▸ **Your objective**
Copy out the material below in full, but not its images.

▸ **Available data**
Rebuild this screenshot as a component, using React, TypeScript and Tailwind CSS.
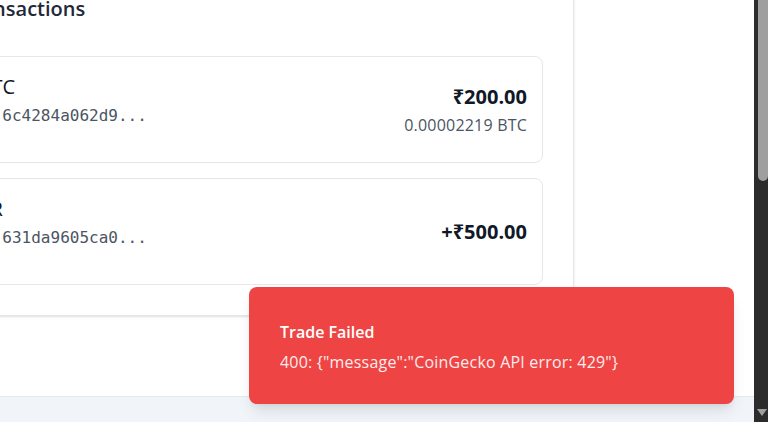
import React from 'react';

type Txn = {
  title: string;
  hash: string;
  date: string;
  amount: string;
  sub?: string;
  tight?: boolean;
};

const txns: Txn[] = [
  { title: 'Bought BTC', hash: 'Txn hash: 6c4284a062d9...', date: '2 Dec', amount: '₹200.00', sub: '0.00002219 BTC' },
  { title: 'Added INR', hash: 'Txn hash: 631da9605ca0...', date: '2 Dec', amount: '+₹500.00', tight: true },
];

const sans = "font-['Open_Sans','Noto_Sans',sans-serif]";

function TxnCard({ t }: { t: Txn }) {
  return (
    <div className="flex h-[107px] justify-between rounded-lg border border-[#e5e7eb] bg-white px-[15px]">
      <div className="flex flex-col pt-[16px]">
        <span
          className={`text-[20px] leading-[28px] font-medium text-[#111827] whitespace-nowrap ${
            t.tight ? 'tracking-[-0.25px]' : ''
          }`}
        >
          {t.title}
        </span>
        <span className="mt-[3px] font-['DejaVu_Sans_Mono',monospace] text-[16px] leading-[24px] text-[#4b5563] whitespace-pre">
          {t.hash}
        </span>
        <span className="text-[14px] leading-[20px] text-[#6b7280]">{t.date}</span>
      </div>
      <div className="flex flex-col items-end self-center">
        <span className="text-[20px] leading-[28px] font-bold text-[#111827]">{t.amount}</span>
        {t.sub && (
          <span className="mt-[2px] text-[16px] leading-[24px] tracking-[0.2px] text-[#4b5563]">{t.sub}</span>
        )}
      </div>
    </div>
  );
}

export default function App() {
  return (
    <div className={`relative flex h-[422px] w-[768px] overflow-hidden bg-[#f1f5f9] ${sans}`}>
      <div className="flex-1 overflow-hidden">
        <div className="flex h-[397px] border-b border-[#e2e8f0] bg-white">
          <div className="ml-[-141px] mt-[-36px] w-[715px] shrink-0 self-start rounded-lg border border-[#e5e7eb] bg-white p-[30px] shadow-sm">
            <h2 className="mb-[33px] text-[20px] leading-[28px] font-semibold text-[#1f2937] whitespace-nowrap">
              Recent Transactions
            </h2>
            <div className="flex flex-col gap-[15px]">
              {txns.map((t) => (
                <TxnCard key={t.hash} t={t} />
              ))}
            </div>
          </div>
          <div className="flex-1" />
        </div>
      </div>

      {/* scrollbar */}
      <div className="relative w-[14px] shrink-0 bg-[#2c2c2c]">
        <div className="ml-[4px] h-[181px] rounded-b-[5px] bg-[#9f9f9f]" />
        <svg className="absolute left-[3px] top-[409px]" width="10" height="8" viewBox="0 0 10 8">
          <path d="M0 0 H10 L5 7 Z" fill="#9f9f9f" />
        </svg>
      </div>

      {/* toast */}
      <div className="absolute left-[249px] top-[287px] h-[117px] w-[485px] rounded-lg bg-[#ef4444] px-[31px] pt-[33px] text-white shadow-lg">
        <div className="flex flex-col gap-[6px]">
          <span className="text-[16px] leading-[24px] font-semibold">Trade Failed</span>
          <span className="text-[16px] leading-[24px] tracking-[0.2px] opacity-90">
            400: {'{"message":"CoinGecko API error: 429"}'}
          </span>
        </div>
      </div>
    </div>
  );
}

▸ **Written solution**
Rebuild this screenshot as a component, using React, TypeScript and Tailwind CSS.
import React from 'react';

type Txn = {
  title: string;
  hash: string;
  date: string;
  amount: string;
  sub?: string;
  tight?: boolean;
};

const txns: Txn[] = [
  { title: 'Bought BTC', hash: 'Txn hash: 6c4284a062d9...', date: '2 Dec', amount: '₹200.00', sub: '0.00002219 BTC' },
  { title: 'Added INR', hash: 'Txn hash: 631da9605ca0...', date: '2 Dec', amount: '+₹500.00', tight: true },
];

const sans = "font-['Open_Sans','Noto_Sans',sans-serif]";

function TxnCard({ t }: { t: Txn }) {
  return (
    <div className="flex h-[107px] justify-between rounded-lg border border-[#e5e7eb] bg-white px-[15px]">
      <div className="flex flex-col pt-[16px]">
        <span
          className={`text-[20px] leading-[28px] font-medium text-[#111827] whitespace-nowrap ${
            t.tight ? 'tracking-[-0.25px]' : ''
          }`}
        >
          {t.title}
        </span>
        <span className="mt-[3px] font-['DejaVu_Sans_Mono',monospace] text-[16px] leading-[24px] text-[#4b5563] whitespace-pre">
          {t.hash}
        </span>
        <span className="text-[14px] leading-[20px] text-[#6b7280]">{t.date}</span>
      </div>
      <div className="flex flex-col items-end self-center">
        <span className="text-[20px] leading-[28px] font-bold text-[#111827]">{t.amount}</span>
        {t.sub && (
          <span className="mt-[2px] text-[16px] leading-[24px] tracking-[0.2px] text-[#4b5563]">{t.sub}</span>
        )}
      </div>
    </div>
  );
}

export default function App() {
  return (
    <div className={`relative flex h-[422px] w-[768px] overflow-hidden bg-[#f1f5f9] ${sans}`}>
      <div className="flex-1 overflow-hidden">
        <div className="flex h-[397px] border-b border-[#e2e8f0] bg-white">
          <div className="ml-[-141px] mt-[-36px] w-[715px] shrink-0 self-start rounded-lg border border-[#e5e7eb] bg-white p-[30px] shadow-sm">
            <h2 className="mb-[33px] text-[20px] leading-[28px] font-semibold text-[#1f2937] whitespace-nowrap">
              Recent Transactions
            </h2>
            <div className="flex flex-col gap-[15px]">
              {txns.map((t) => (
                <TxnCard key={t.hash} t={t} />
              ))}
            </div>
          </div>
          <div className="flex-1" />
        </div>
      </div>

      {/* scrollbar */}
      <div className="relative w-[14px] shrink-0 bg-[#2c2c2c]">
        <div className="ml-[4px] h-[181px] rounded-b-[5px] bg-[#9f9f9f]" />
        <svg className="absolute left-[3px] top-[409px]" width="10" height="8" viewBox="0 0 10 8">
          <path d="M0 0 H10 L5 7 Z" fill="#9f9f9f" />
        </svg>
      </div>

      {/* toast */}
      <div className="absolute left-[249px] top-[287px] h-[117px] w-[485px] rounded-lg bg-[#ef4444] px-[31px] pt-[33px] text-white shadow-lg">
        <div className="flex flex-col gap-[6px]">
          <span className="text-[16px] leading-[24px] font-semibold">Trade Failed</span>
          <span className="text-[16px] leading-[24px] tracking-[0.2px] opacity-90">
            400: {'{"message":"CoinGecko API error: 429"}'}
          </span>
        </div>
      </div>
    </div>
  );
}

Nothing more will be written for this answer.